Of course, there are many other online and mobile phone payment systems, including from the likes of Apple and Google, available in Italy and Satispay’s other target countries like Germany and Luxembourg. But Milan-headquartered Satispay’s “first-mover advantage” specifically related to its structure, del Missier explained.
“The trouble is that in a number of these jurisdictions, Italy in particular, smartphone take-up is lower than it is elsewhere,” he said, “and merchants are not crazy about the fees they have to pay. Satispay is built on low cost and ease of implementation at the merchant side and at the customer side. Importantly, you control the relationship at both ends. This is client to merchant, via Satispay.”
The data harvested on the system also allows value-added opportunities, del Missier said, that could help it expand even further geographically.
“You’re walking by a place where you haven’t been much, so you get 5 percent off your next purchase,” he said. “There are all sorts of interesting add-ons that the team has started rolling on. Going into some of these other markets, you have the traditional phone plus credit or debit card underneath and you’re going in against primarily higher cost point of sale payments. They’ve had great success in uptake in Italy and I don’t see that they will have trouble growing their business elsewhere.”
In some ways, Copper Street’s role as a lead investor in the €15 million fundraising round by Satispay in 2018 was not in keeping with its typical investment strategy.
“First off, we aren’t a pure fintech investor,” said del Missier. “Although clearly Satispay is a fintech, we generally don’t go looking for those kinds of businesses. This situation was frankly unique from our perspective.”
London-based Copper Street is a lower mid-market European financial services-focused alternative asset management business founded by del Missier in July 2015. It has a hedge fund that invests in public securities and the private equity side, which has been operating as a fundless sponsor, with a view to building a track record with a handful of deals and exits and then launching a blind pool, del Missier said.
Copper Street “tends to gravitate towards the sub-sectors of specialty finance, asset management and wealth management”, said del Missier. “And then financial services infrastructure – payments and clearing, things like that. We’ve looked at the regulated space as well, and there are a lot of interesting opportunities.”
For the future, del Missier sees more potential action in the payments sector.
“There’s been a lot of deal activity,” he said. “Ultimately, there will be a tremendous amount of consolidation. We’ve already seen a great deal.
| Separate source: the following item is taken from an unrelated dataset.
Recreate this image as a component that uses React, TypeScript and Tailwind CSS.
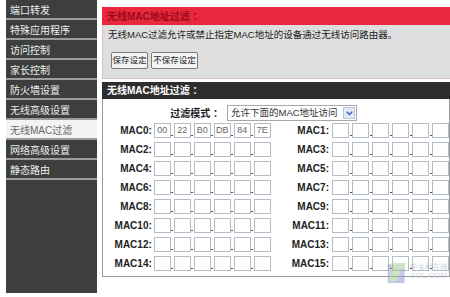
import React from 'react';

const menu = ['端口转发', '特殊应用程序', '访问控制', '家长控制', '防火墙设置', '无线高级设置', '无线MAC过滤', '网络高级设置', '静态路由'];
const firstMac = ['00', '22', 'B0', 'DB', '84', '7E'];
const font = { fontFamily: '"Liberation Sans", "Noto Sans CJK SC", sans-serif' };

const MacInputs: React.FC<{ values?: string[] }> = ({ values }) => (
  <div className="flex items-center">
    {[0, 1, 2, 3, 4, 5].map((i) => (
      <React.Fragment key={i}>
        {i > 0 && (
          <div className="w-[3px] h-[15px] flex items-end justify-center pb-[2px]">
            <div className="w-[2px] h-[1px] bg-[#555]" />
          </div>
        )}
        <div className="w-[17px] h-[15px] border border-[#b4bcc6] bg-white text-[9px] text-[#666] flex items-center justify-center leading-none">
          {values ? values[i] : ''}
        </div>
      </React.Fragment>
    ))}
  </div>
);

export default function App() {
  const rows = [0, 2, 4, 6, 8, 10, 12, 14];
  return (
    <div className="w-[450px] h-[297px] bg-white overflow-hidden flex relative" style={font}>
      <aside className="ml-[6px] w-[91px] h-[293px] bg-[#3d3f3f] shrink-0 flex flex-col">
        {menu.map((m) => {
          const active = m === '无线MAC过滤';
          return (
            <div
              key={m}
              className={`h-[20px] shrink-0 pl-[4px] pt-[3px] flex items-center text-[10px] border-b-2 border-[#9d9d9d] ${
                active ? 'bg-[#f3f3f3] text-[#666]' : 'text-[#ececec]'
              }`}
            >
              {m}
            </div>
          );
        })}
      </aside>

      <main className="ml-[5px] pt-[7px] flex-1 min-w-0 flex flex-col">
        <div className="h-[18px] bg-[#e8283d] pl-[5px] flex items-center text-[10px] font-bold text-[#9a0a1c]">
          无线MAC地址过滤 ：
        </div>
        <div className="h-[54px] bg-[#dedede] border-b border-l border-[#d6c2c4] pl-[5px] pt-[3px] flex flex-col">
          <div className="text-[9.5px] text-[#222] leading-[14px] whitespace-nowrap">
            无线MAC过滤允许或禁止指定MAC地址的设备通过无线访问路由器。
          </div>
          <div className="mt-[10px] flex gap-[3px] ml-[3px]">
            <div className="w-[37px] h-[17px] border border-[#7a7a7a] rounded-[2px] bg-[#f4f4f4] text-[8.5px] text-[#222] whitespace-nowrap flex items-center justify-center">
              保存设定
            </div>
            <div className="w-[47px] h-[17px] border border-[#7a7a7a] rounded-[2px] bg-[#f4f4f4] text-[8.5px] text-[#222] whitespace-nowrap flex items-center justify-center">
              不保存设定
            </div>
          </div>
        </div>

        <div className="mt-[3px] h-[17px] bg-[#2e2e2e] pl-[5px] flex items-center text-[10px] font-bold text-white">
          无线MAC地址过滤 ：
        </div>
        <div className="h-[178px] border border-[#9a9a9a] border-t-0 bg-white flex flex-col">
          <div className="mt-[6px] h-[16px] flex items-center">
            <div className="w-[120px] text-right text-[10px] font-bold text-[#222]">过滤模式 ：</div>
            <div className="ml-[4px] w-[130px] h-[16px] border border-[#a8a8a8] flex items-center justify-between pl-[3px] pr-[1px]">
              <span className="text-[9.5px] text-[#333] whitespace-nowrap">允许下面的MAC地址访问</span>
              <span className="w-[12px] h-[12px] bg-[#dfe8f5] border border-[#b7c6dc] flex items-center justify-center">
                <svg width="7" height="5" viewBox="0 0 7 5">
                  <path d="M0.8 0.8 L3.5 3.6 L6.2 0.8" fill="none" stroke="#3a64b0" strokeWidth="1.4" />
                </svg>
              </span>
            </div>
          </div>
          <div className="mt-[2px] flex flex-col gap-[4px]">
            {rows.map((n) => (
              <div key={n} className="flex items-center h-[15px]">
                <div className="w-[53px] text-right text-[10px] font-bold text-[#222] pr-[1px]">MAC{n}:</div>
                <div className="ml-[1px]">
                  <MacInputs values={n === 0 ? firstMac : undefined} />
                </div>
                <div className="w-[64px] text-right text-[10px] font-bold text-[#222] pr-[2px]">MAC{n + 1}:</div>
                <div className="ml-[1px]">
                  <MacInputs />
                </div>
              </div>
            ))}
          </div>
        </div>
      </main>

      <div className="absolute left-[386px] top-[258px] flex items-center opacity-50 pointer-events-none">
        <svg width="22" height="28" viewBox="0 0 26 30">
          <rect x="2" y="6" width="20" height="22" fill="#8a8fd6" />
          <path d="M6 4 L24 4 L12 26 L4 26 Z" fill="#9ccf7a" opacity="0.8" />
        </svg>
        <div className="ml-[2px] flex flex-col leading-none">
          <span className="text-[7.5px] text-[#8fa8c8]">中关村在线</span>
          <span className="text-[8px] font-bold text-[#b8c4d2]">ZOL.COM</span>
        </div>
      </div>
    </div>
  );
}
It wouldn’t surprise me that the trend of consolidation continues and that you have a conglomerate of payment systems that each have particular characteristics that also utilise best in breed technology to transcend markets.
“This sector is nowhere near done in terms of the impact on the financial services industry.”
More broadly for the financial sector, del Missier sees the economy as being in the midst of a cycle change – something that creates opportunities. “It means disruption with businesses that have been predicated on growth through excess leverage who are having the chickens come home to roost with higher rates. The opportunity comes as a result of that disruption and a bit of distress. The next 18 months could be quite interesting.”
In particular, wealth management and speciality finance should be interesting, according to del Missier. Wealth management will benefit from demographics and large savings pools, and Copper Street in mid-October made its own move there by buying a majority stake in Thistle Initiatives Group, a regulatory compliance consultancy that includes wealth managers among its clients.
Speciality finance opportunities could come from credit businesses that are specialised around a certain sector, or companies such as debt collection businesses, he added.
One recent example of such a deal was Pollen Street acquiring a majority stake in PAIR Finance.